The bar on Baha’i entering Iranian universities has blocked at least 13 hoping to enter higher education following success in national entrance examinations.

Human Rights News Agency (HRANA) reported Wednesday that Tehran resident Negar Sobhani-Azabadi was the 13th Baha’i to be denied third-level entrance this year due to her faith. According to HRANA, Sobhani-Azabadi discovered her rejection on grounds of “general ineligibility” on her school’s website when viewing her exam results.

Since the 1979 Revolution, Baha’is who openly state their faith cannot enter higher education, leading many to profess being Muslims. Any who later identify as Baha’is are expelled, even when on the verge of graduation.

Iranian Baha’is have since 1987 run an underground university, the Baháʼí Institute for Higher Education (BIHE), which despite prosecution of several teachers and students, has gained recognition from over 100 universities across the world who accept its graduates directly into their postgraduate schools.

The 1979 constitution of the Islamic Republic recognizes only Islam, Christianity, Judaism and Zoroastrianism.
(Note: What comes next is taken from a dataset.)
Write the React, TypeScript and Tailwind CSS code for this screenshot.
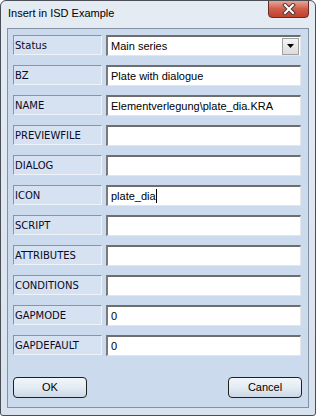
import React from 'react';

const rows: { label: string; value: string; caret?: boolean }[] = [
  { label: 'BZ', value: 'Plate with dialogue' },
  { label: 'NAME', value: 'Elementverlegung\\plate_dia.KRA' },
  { label: 'PREVIEWFILE', value: '' },
  { label: 'DIALOG', value: '' },
  { label: 'ICON', value: 'plate_dia', caret: true },
  { label: 'SCRIPT', value: '' },
  { label: 'ATTRIBUTES', value: '' },
  { label: 'CONDITIONS', value: '' },
  { label: 'GAPMODE', value: '0' },
  { label: 'GAPDEFAULT', value: '0' },
];

function Label({ text }: { text: string }) {
  return (
    <div className="w-[89px] h-[20px] shrink-0 flex items-center pl-[1px] bg-[#d6e2f1] border-t border-l border-t-[#8e949c] border-l-[#8e949c] border-r border-b border-r-[#eef3f9] border-b-[#eef3f9] font-['DejaVu_Sans',sans-serif] text-[10px] text-[#0a0a28]">
      {text}
    </div>
  );
}

function Field({ value, caret }: { value: string; caret?: boolean }) {
  return (
    <div className="w-[195px] h-[21px] ml-[4px] flex items-center bg-white border-t-2 border-l-2 border-t-[#6e6e6e] border-l-[#7a7a7a] border-r border-b border-r-[#e6e6e6] border-b-[#e6e6e6] pl-[3px] font-['Liberation_Sans',sans-serif] text-[11px] text-black">
      {value}
      {caret && <span className="w-px h-[14px] bg-black" />}
    </div>
  );
}

function Button({ text }: { text: string }) {
  return (
    <button className="w-[74px] h-[21px] rounded-[4px] border border-[#1f1f1f] bg-gradient-to-b from-[#f3f6fa] via-[#e3ebf4] to-[#cdd8e6] font-['Liberation_Sans',sans-serif] text-[11px] text-black flex items-center justify-center">
      {text}
    </button>
  );
}

export default function App() {
  return (
    <div className="w-[316px] h-[416px] flex flex-col bg-gradient-to-b from-[#e4ebf3] to-[#d8e2ee] border border-[#4a4f57] rounded-t-[6px] rounded-b-[3px] overflow-hidden">
      {/* title bar */}
      <div className="h-[27px] shrink-0 flex items-start">
        <div className="flex-1 pl-[7px] pt-[7px] font-['Liberation_Sans',sans-serif] text-[11px] text-black leading-none">
          Insert in ISD Example
        </div>
        <div className="w-[41px] h-[18px] mr-[6px] mt-[-1px] rounded-b-[4px] border border-[#6b2b25] bg-gradient-to-b from-[#e8a596] via-[#cf5d4a] to-[#c0402d] flex items-center justify-center">
          <svg width="14" height="12" viewBox="0 0 14 12">
            <path d="M3 2 L11 10 M11 2 L3 10" stroke="#4a3a3a" strokeWidth="4" strokeLinecap="square" />
            <path d="M3 2 L11 10 M11 2 L3 10" stroke="#ffffff" strokeWidth="2" strokeLinecap="square" />
          </svg>
        </div>
      </div>

      {/* client area */}
      <div className="mx-[6px] mb-[7px] flex-1 flex flex-col border border-[#8391a3] bg-[#cbdaed] pt-[6px] pl-[5px] pr-[6px]">
        <div className="flex flex-col gap-[9px]">
          <div className="flex items-start">
            <Label text="Status" />
            <div className="w-[195px] h-[21px] ml-[4px] flex items-center justify-between bg-white border-t-2 border-l-2 border-t-[#6e6e6e] border-l-[#7a7a7a] border-r border-b border-r-[#e6e6e6] border-b-[#e6e6e6] pl-[3px] font-['Liberation_Sans',sans-serif] text-[11px] text-black">
              Main series
              <div className="w-[17px] h-[17px] mr-[1px] flex items-center justify-center bg-gradient-to-b from-[#f4f4f4] to-[#dcdcdc] border border-[#a0a0a0]">
                <svg width="7" height="4" viewBox="0 0 7 4">
                  <path d="M0 0 H7 L3.5 4 Z" fill="#000" />
                </svg>
              </div>
            </div>
          </div>
          {rows.map((r) => (
            <div key={r.label} className="flex items-start">
              <Label text={r.label} />
              <Field value={r.value} caret={r.caret} />
            </div>
          ))}
        </div>
        <div className="flex justify-between mt-[21px]">
          <Button text="OK" />
          <Button text="Cancel" />
        </div>
      </div>
    </div>
  );
}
Baha’ism − established as a new religion in Iran in 1863 by Baha’ullah, who claimed to be a prophet following Jesus and Mohammad − has always been deemed heretical by the Shia establishment and subject to intermittent bouts of political persecution.

Supreme Leader Ali Khamenei has on several occasions called the Baha’i faith a cult and in a religious fatwa in 2018 forbade contact, including business dealings, with Baha’is.

HRANA reported in its 2020 annual report, released December 29, that in 2020 at least 45 Bahai’s were arrested, mostly on charges of “harming national security.”

Baha’is, who number around 300,000 in Iran, say their rights are systematically violated, that they are often harassed, forced to leave their homes and businesses, and are deprived of government jobs.

Baha’is are also not allowed to bury their dead in public cemeteries. The cemeteries that they finance privately, usually in remote areas, are often desecrated. “Baha’is have no right to bury their dead, their dead should be collected [like rubbish] by the municipality,” one cleric said in a program on state television (IRIB) in 2017.

There are Baha’i communities in many countries worldwide but there is no reliable figure about the total number of followers.